5. The Director may change, but only with the Company's consent, the Director's election of payment terms by executing and delivering to the Company a new payment terms election. However, no such change shall be effective during the one-year period beginning on the day the Director executes the new payment terms election. If, during such one-year period, the Director becomes entitled to receive a payment or payments under the Plan pursuant to the Director's last effective payment terms election, said last effective payment terms election shall remain in full force and effect and the new election shall be null and void.
6. The Company reserves the right, upon written notice to the Director, to terminate this agreement as of January 1 of any year pursuant to action theretofore taken by the Company's Board of Directors; provided that such termination shall not affect the right of the Director, or the designated beneficiary or estate of the Director to receive payment of the total accumulated amount theretofore deferred.

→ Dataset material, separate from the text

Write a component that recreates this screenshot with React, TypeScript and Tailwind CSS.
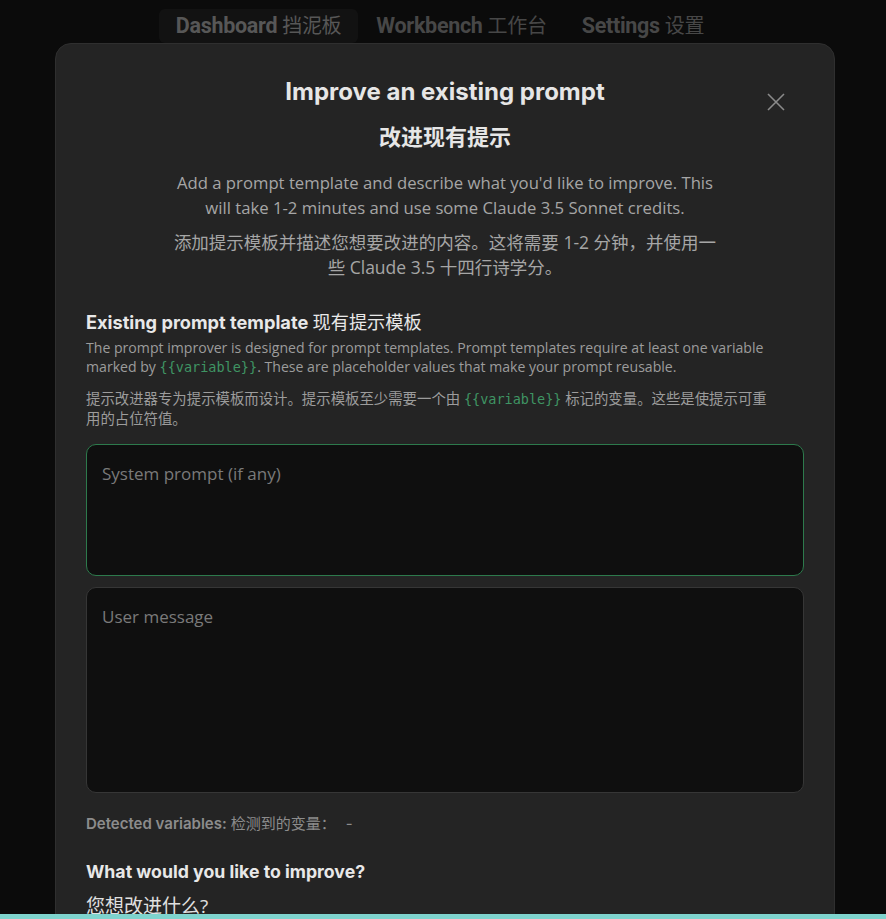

7. Any notice given under this agreement must be given by certified or registered mail to the respective party at the address set forth herein, or such substituted address as may be designated in any notice sent in accordance with this provision. The address for the Company is:
Corporate Secretary
Energy East Corporation
P.O. Box 12904
Albany, New York 12212-2904
8. This agreement is made pursuant to the Deferred Compensation Plan - Director Share Plan maintained by the Company, a copy of which has been delivered to the Director prior to the execution hereof and which is on file at the Company's corporate offices in Binghamton, New York.

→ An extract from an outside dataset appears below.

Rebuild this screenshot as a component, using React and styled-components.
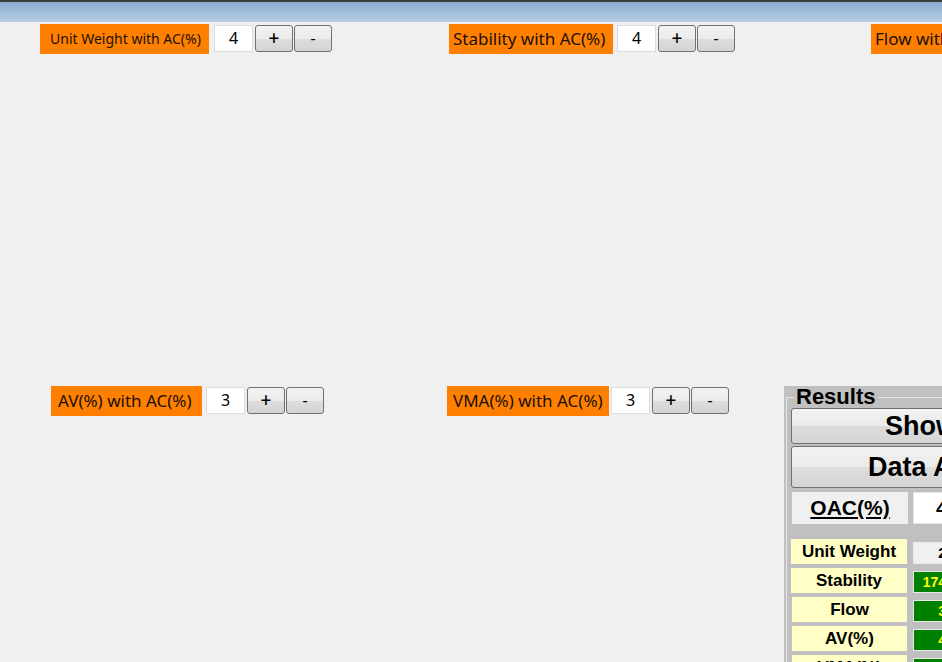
import React from "react";
import styled, { createGlobalStyle } from "styled-components";

const Global = createGlobalStyle`
  html, body { margin: 0; padding: 0; height: 100%; overflow: hidden; }
  body { background: #f0f0f0; font-family: "Noto Sans", "Liberation Sans", sans-serif; color: #111; }
  #root { height: 100%; }
`;

const Page = styled.div`
  height: 100%;
  display: flex;
  flex-direction: column;
  overflow: hidden;
`;

const TitleBar = styled.div`
  height: 22px;
  flex: none;
  box-sizing: border-box;
  border-top: 2px solid #3d3d3d;
  background: linear-gradient(#8aaacd, #b9cee4);
`;

const Row = styled.div`
  display: grid;
  grid-template-columns: ${(p) => p.$cols};
  padding-left: ${(p) => p.$left}px;
  margin-top: ${(p) => p.$top}px;
  align-items: start;
`;

const Control = styled.div`
  display: flex;
  align-items: flex-start;
`;

const Label = styled.div`
  box-sizing: border-box;
  width: ${(p) => p.$w}px;
  height: 30px;
  padding-left: ${(p) => p.$pad}px;
  background: #ff8000;
  color: #1a1008;
  font-size: ${(p) => p.$size}px;
  line-height: 30px;
  white-space: nowrap;
  overflow: hidden;
`;

const NumBox = styled.div`
  box-sizing: border-box;
  width: 39px;
  height: 27px;
  margin: 1px 2px 0 ${(p) => p.$gap}px;
  background: #fff;
  border: 1px solid #dcdcdc;
  font-size: 16px;
  line-height: 25px;
  text-align: center;
  color: #000;
`;

const StepButton = styled.button`
  box-sizing: border-box;
  width: 38px;
  height: 27px;
  margin: 1px 1px 0 0;
  padding: 0;
  border: 1px solid #707070;
  border-radius: 3px;
  background: linear-gradient(#f2f2f2 0%, #ebebeb 50%, #dddddd 51%, #d4d4d4 100%);
  font-family: "Noto Sans", "Liberation Sans", sans-serif;
  font-size: ${(p) => (p.$plus ? 19 : 16)}px;
  font-weight: ${(p) => (p.$plus ? 500 : 400)};
  line-height: 25px;
  color: #000;
`;

const Spacer = styled.div`
  height: 332px;
  flex: none;
`;

const Panel = styled.div`
  background: #c0c0c0;
  height: 320px;
  padding-left: 2px;
  overflow: hidden;
`;

const Group = styled.fieldset`
  margin: 0;
  padding: 0 0 0 4px;
  border: none;
  border-top: 1px solid #e6e6e6;
  border-left: 1px solid #e6e6e6;
  min-width: 0;
  height: 100%;
`;

const Legend = styled.legend`
  margin-left: 3px;
  padding: 0 3px 0 2px;
  font-family: "Liberation Sans", sans-serif;
  font-weight: 700;
  font-size: 22px;
  line-height: 22px;
  color: #000;
`;

const BigButton = styled.button`
  box-sizing: border-box;
  display: block;
  width: 360px;
  height: ${(p) => p.$h}px;
  margin-top: ${(p) => p.$mt}px;
  padding: 0 0 0 ${(p) => p.$pad}px;
  text-align: left;
  border: 1px solid #707070;
  border-radius: 3px;
  background: linear-gradient(#f2f2f2 0%, #ebebeb 50%, #dddddd 51%, #d4d4d4 100%);
  font-family: "Liberation Sans", sans-serif;
  font-weight: 700;
  font-size: 27px;
  color: #000;
  white-space: nowrap;
`;

const OacRow = styled.div`
  display: grid;
  grid-template-columns: 116px 100px;
  column-gap: 5px;
  margin: 4px 0 0 1px;
  height: 32px;
`;

const OacLabel = styled.div`
  background: #f0f0f0;
  font-family: "Liberation Sans", sans-serif;
  font-weight: 700;
  font-size: 21px;
  line-height: 32px;
  text-align: center;
  text-decoration: underline;
  color: #000;
`;

const OacValue = styled.div`
  box-sizing: border-box;
  background: #fff;
  border: 1px solid #e4e4e4;
  font-family: "Liberation Sans", sans-serif;
  font-weight: 700;
  font-size: 21px;
  line-height: 30px;
  padding-left: 22px;
  color: #000;
`;

const Table = styled.div`
  display: grid;
  grid-template-columns: 116px 70px;
  column-gap: 6px;
  row-gap: 4px;
  margin-top: 15px;
`;

const RowLabel = styled.div`
  height: 25px;
  background: #ffffc6;
  font-family: "Liberation Sans", sans-serif;
  font-weight: 700;
  font-size: 17px;
  line-height: 25px;
  text-align: center;
  color: #000;
  margin-left: ${(p) => p.$shift || 0}px;
`;

const RowValue = styled.div`
  box-sizing: border-box;
  height: 22px;
  margin-top: 3px;
  border: 1px solid #e8e8e8;
  background: ${(p) => (p.$ok ? "#008000" : "#f0f0f0")};
  color: ${(p) => (p.$ok ? "#ffff00" : "#000")};
  font-family: "Liberation Sans", sans-serif;
  font-weight: 700;
  font-size: 14px;
  line-height: 20px;
  text-align: center;
`;

function Stepper({ label, w, pad, size, value, gap }) {
  return (
    <Control>
      <Label $w={w} $pad={pad} $size={size}>{label}</Label>
      <NumBox $gap={gap}>{value}</NumBox>
      <StepButton $plus>+</StepButton>
      <StepButton>-</StepButton>
    </Control>
  );
}

const results = [
  { label: "Unit Weight", value: "2.3", ok: false },
  { label: "Stability", value: "1745.26", ok: true },
  { label: "Flow", value: "3.5", ok: true, shift: 1 },
  { label: "AV(%)", value: "4.1", ok: true, shift: 1 },
  { label: "VMA(%)", value: "15.2", ok: true, shift: 1 },
];

export default function App() {
  return (
    <Page>
      <Global />
      <TitleBar />
      <Row $cols="409px 422px auto" $left={40} $top={2}>
        <Stepper label="Unit Weight with AC(%)" w={169} pad={10} size={14} value="4" gap={5} />
        <Stepper label="Stability with AC(%)" w={164} pad={4} size={17} value="4" gap={4} />
        <Stepper label="Flow with AC(%)" w={150} pad={4} size={17} value="4" gap={4} />
      </Row>
      <Spacer />
      <Row $cols="396px 337px 1fr" $left={51} $top={0}>
        <Stepper label="AV(%) with AC(%)" w={151} pad={7} size={17} value="3" gap={4} />
        <Stepper label="VMA(%) with AC(%)" w={162} pad={6} size={17} value="3" gap={2} />
        <Panel>
          <Group>
            <Legend>Results</Legend>
            <BigButton $h={36} $mt={0} $pad={93}>Show Graph</BigButton>
            <BigButton $h={42} $mt={2} $pad={76}>Data Analysis</BigButton>
            <OacRow>
              <OacLabel>OAC(%)</OacLabel>
              <OacValue>4.2</OacValue>
            </OacRow>
            <Table>
              {results.map((r) => (
                <React.Fragment key={r.label}>
                  <RowLabel $shift={r.shift}>{r.label}</RowLabel>
                  <RowValue $ok={r.ok}>{r.value}</RowValue>
                </React.Fragment>
              ))}
            </Table>
          </Group>
        </Panel>
      </Row>
    </Page>
  );
}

IN WITNESS WHEREOF, the parties hereto have caused this agreement to be executed as of the day and year first above written.
ENERGY EAST CORPORATION
By:
(Title)
Director
ENERGY EAST CORPORATION
Deferred Compensation Plan - Director Share Plan
Pay-back Schedule
Initial Election
I,_________________________, request that, beginning the____________ month
(1st - 12th)
immediately following the date of my ceasing to serve on the Board of Directors of Energy East
Corporation, I be paid [monthly/quarterly/annually] for__________ year(s) the following yearly
(circle one) (1 - 10)
percentages:
lst year ___________% | 6th year __________% |
2nd year __________% | 7th year __________% |
3rd year __________% | 8th year __________% |
4th year __________% | 9th year __________% |
5th year __________% | 10th year __________% |
This initial election is, and will be, effective with respect to all Deferred Compensation Agreements under the Deferred Compensation Plan - Director Share Plan of Energy East Corporation.
ENERGY EAST CORPORATION
Deferred Compensation Plan - Director Share Plan
Pay-back Schedule
Change in Election
I,_________________________, request that, beginning the____________ month
(1st - 12th)
immediately following the date of my ceasing to serve on the Board of Directors of Energy East
Corporation, I be paid [monthly/quarterly/annually] for ________ year(s) the following yearly
(circle one) (1 - 10)
percentages:
lst year ___________% | 6th year __________% |
2nd year __________% | 7th year __________% |
3rd year __________% | 8th year __________% |
4th year __________% | 9th year __________% |
5th year __________% | 10th year __________% |
This change in payment election is, and will be, effective with respect to all Deferred Compensation Agreements under the Deferred Compensation Plan - Director Share Plan of Energy East Corporation and is made pursuant to Section 5 of any such agreements.
Accepted by Energy East Corporation:
CHANGE OF BENEFICIARY FORM
(Deferred Compensation Plan - Director Share Plan)
I hereby designate as beneficiary under all of my Deferred
Compensation Agreements under the Deferred Compensation Plan - Director Share Plan of Energy East Corporation, superseding all beneficiary designation(s) previously made by me.